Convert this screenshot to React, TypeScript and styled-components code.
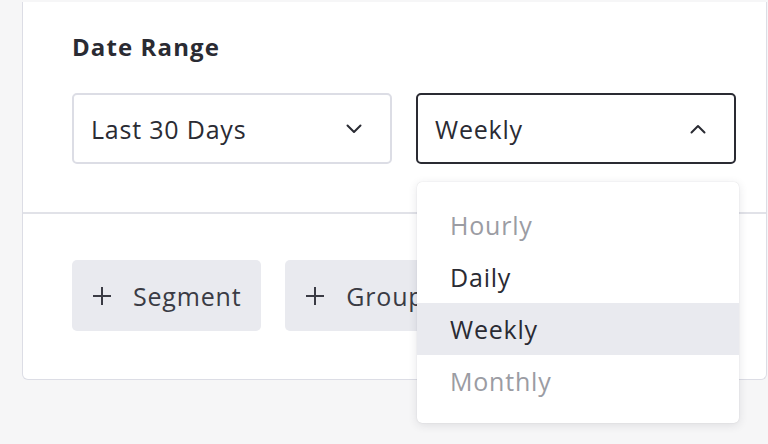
import React from 'react'
import styled, { createGlobalStyle } from 'styled-components'

const GlobalStyle = createGlobalStyle`
  html, body {
    margin: 0;
    padding: 0;
    background: #f6f6f7;
    font-family: 'Open Sans', 'Noto Sans', sans-serif;
    color: #2a2b33;
  }
`

const Page = styled.div`
  padding: 2px 1px 0 22px;
  height: 442px;
  overflow: hidden;
`

const Card = styled.div`
  background: #fff;
  border: 1px solid #dcdde5;
  border-top: 0;
  border-radius: 0 0 6px 6px;
`

const Section = styled.div<{ $top: number; $bottom: number }>`
  padding: ${p => p.$top}px 49px ${p => p.$bottom}px;
  & + & {
    border-top: 2px solid #e1e2e8;
  }
`

const Heading = styled.h2`
  margin: 0 0 34px;
  font-size: 24px;
  line-height: 24px;
  font-weight: 700;
  letter-spacing: 1.1px;
`

const Row = styled.div`
  display: flex;
  gap: 24px;
`

const SelectWrap = styled.div`
  position: relative;
`

const SelectBox = styled.div<{ $open?: boolean }>`
  box-sizing: border-box;
  width: 320px;
  height: 71px;
  display: flex;
  align-items: center;
  justify-content: space-between;
  padding: 0 28px 0 17px;
  border: ${p => (p.$open ? '2px solid #2a2b33' : '2px solid #dcdde5')};
  border-radius: 5px;
  font-size: 25px;
  letter-spacing: 0.8px;
`

const Menu = styled.ul`
  position: absolute;
  top: 89px;
  left: 1px;
  width: 322px;
  margin: 0;
  padding: 17px 0 16px;
  list-style: none;
  background: #fff;
  border-radius: 5px;
  box-shadow: 0 2px 10px rgba(40, 42, 60, 0.12), 0 0 1px rgba(40, 42, 60, 0.2);
  z-index: 2;
`

const MenuItem = styled.li<{ $muted?: boolean; $active?: boolean }>`
  height: 52px;
  display: flex;
  align-items: center;
  padding-left: 33px;
  font-size: 25px;
  letter-spacing: 0.8px;
  color: ${p => (p.$muted ? '#9b9ca3' : '#2a2b33')};
  background: ${p => (p.$active ? '#e9eaef' : 'transparent')};
`

const ActionButton = styled.button`
  height: 71px;
  display: flex;
  align-items: center;
  gap: 21px;
  padding: 0 20px;
  border: 0;
  border-radius: 5px;
  background: #e9eaef;
  color: #3a3b44;
  font-family: inherit;
  font-size: 25px;
  letter-spacing: 0.8px;
`

const Chevron = ({ up }: { up?: boolean }) => (
  <svg width="16" height="10" viewBox="0 0 16 10" fill="none">
    <path
      d={up ? 'M1.5 8.5 8 2l6.5 6.5' : 'M1.5 1.5 8 8l6.5-6.5'}
      stroke="#2a2b33"
      strokeWidth="2"
      strokeLinecap="round"
      strokeLinejoin="round"
    />
  </svg>
)

const Plus = () => (
  <svg width="20" height="20" viewBox="0 0 20 20" fill="none">
    <path d="M10 1v18M1 10h18" stroke="#3a3b44" strokeWidth="2" />
  </svg>
)

const options = [
  { label: 'Hourly', muted: true },
  { label: 'Daily' },
  { label: 'Weekly', active: true },
  { label: 'Monthly', muted: true },
]

const App: React.FC = () => {
  return (
    <Page>
      <GlobalStyle />
      <Card>
        <Section $top={33} $bottom={48}>
          <Heading>Date Range</Heading>
          <Row>
            <SelectWrap>
              <SelectBox>
                Last 30 Days
                <Chevron />
              </SelectBox>
            </SelectWrap>
            <SelectWrap>
              <SelectBox $open>
                Weekly
                <Chevron up />
              </SelectBox>
              <Menu>
                {options.map(o => (
                  <MenuItem key={o.label} $muted={o.muted} $active={o.active}>
                    {o.label}
                  </MenuItem>
                ))}
              </Menu>
            </SelectWrap>
          </Row>
        </Section>
        <Section $top={46} $bottom={48}>
          <Row>
            <ActionButton>
              <Plus />
              Segment
            </ActionButton>
            <ActionButton>
              <Plus />
              Group by
            </ActionButton>
          </Row>
        </Section>
      </Card>
    </Page>
  )
}

export default App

________________________

> Stated goal
Quote the material in full and exactly; do not carry over its pictures.

> The answer
Convert this screenshot to React, TypeScript and styled-components code.
import React from 'react'
import styled, { createGlobalStyle } from 'styled-components'

const GlobalStyle = createGlobalStyle`
  html, body {
    margin: 0;
    padding: 0;
    background: #f6f6f7;
    font-family: 'Open Sans', 'Noto Sans', sans-serif;
    color: #2a2b33;
  }
`

const Page = styled.div`
  padding: 2px 1px 0 22px;
  height: 442px;
  overflow: hidden;
`

const Card = styled.div`
  background: #fff;
  border: 1px solid #dcdde5;
  border-top: 0;
  border-radius: 0 0 6px 6px;
`

const Section = styled.div<{ $top: number; $bottom: number }>`
  padding: ${p => p.$top}px 49px ${p => p.$bottom}px;
  & + & {
    border-top: 2px solid #e1e2e8;
  }
`

const Heading = styled.h2`
  margin: 0 0 34px;
  font-size: 24px;
  line-height: 24px;
  font-weight: 700;
  letter-spacing: 1.1px;
`

const Row = styled.div`
  display: flex;
  gap: 24px;
`

const SelectWrap = styled.div`
  position: relative;
`

const SelectBox = styled.div<{ $open?: boolean }>`
  box-sizing: border-box;
  width: 320px;
  height: 71px;
  display: flex;
  align-items: center;
  justify-content: space-between;
  padding: 0 28px 0 17px;
  border: ${p => (p.$open ? '2px solid #2a2b33' : '2px solid #dcdde5')};
  border-radius: 5px;
  font-size: 25px;
  letter-spacing: 0.8px;
`

const Menu = styled.ul`
  position: absolute;
  top: 89px;
  left: 1px;
  width: 322px;
  margin: 0;
  padding: 17px 0 16px;
  list-style: none;
  background: #fff;
  border-radius: 5px;
  box-shadow: 0 2px 10px rgba(40, 42, 60, 0.12), 0 0 1px rgba(40, 42, 60, 0.2);
  z-index: 2;
`

const MenuItem = styled.li<{ $muted?: boolean; $active?: boolean }>`
  height: 52px;
  display: flex;
  align-items: center;
  padding-left: 33px;
  font-size: 25px;
  letter-spacing: 0.8px;
  color: ${p => (p.$muted ? '#9b9ca3' : '#2a2b33')};
  background: ${p => (p.$active ? '#e9eaef' : 'transparent')};
`

const ActionButton = styled.button`
  height: 71px;
  display: flex;
  align-items: center;
  gap: 21px;
  padding: 0 20px;
  border: 0;
  border-radius: 5px;
  background: #e9eaef;
  color: #3a3b44;
  font-family: inherit;
  font-size: 25px;
  letter-spacing: 0.8px;
`

const Chevron = ({ up }: { up?: boolean }) => (
  <svg width="16" height="10" viewBox="0 0 16 10" fill="none">
    <path
      d={up ? 'M1.5 8.5 8 2l6.5 6.5' : 'M1.5 1.5 8 8l6.5-6.5'}
      stroke="#2a2b33"
      strokeWidth="2"
      strokeLinecap="round"
      strokeLinejoin="round"
    />
  </svg>
)

const Plus = () => (
  <svg width="20" height="20" viewBox="0 0 20 20" fill="none">
    <path d="M10 1v18M1 10h18" stroke="#3a3b44" strokeWidth="2" />
  </svg>
)

const options = [
  { label: 'Hourly', muted: true },
  { label: 'Daily' },
  { label: 'Weekly', active: true },
  { label: 'Monthly', muted: true },
]

const App: React.FC = () => {
  return (
    <Page>
      <GlobalStyle />
      <Card>
        <Section $top={33} $bottom={48}>
          <Heading>Date Range</Heading>
          <Row>
            <SelectWrap>
              <SelectBox>
                Last 30 Days
                <Chevron />
              </SelectBox>
            </SelectWrap>
            <SelectWrap>
              <SelectBox $open>
                Weekly
                <Chevron up />
              </SelectBox>
              <Menu>
                {options.map(o => (
                  <MenuItem key={o.label} $muted={o.muted} $active={o.active}>
                    {o.label}
                  </MenuItem>
                ))}
              </Menu>
            </SelectWrap>
          </Row>
        </Section>
        <Section $top={46} $bottom={48}>
          <Row>
            <ActionButton>
              <Plus />
              Segment
            </ActionButton>
            <ActionButton>
              <Plus />
              Group by
            </ActionButton>
          </Row>
        </Section>
      </Card>
    </Page>
  )
}

export default App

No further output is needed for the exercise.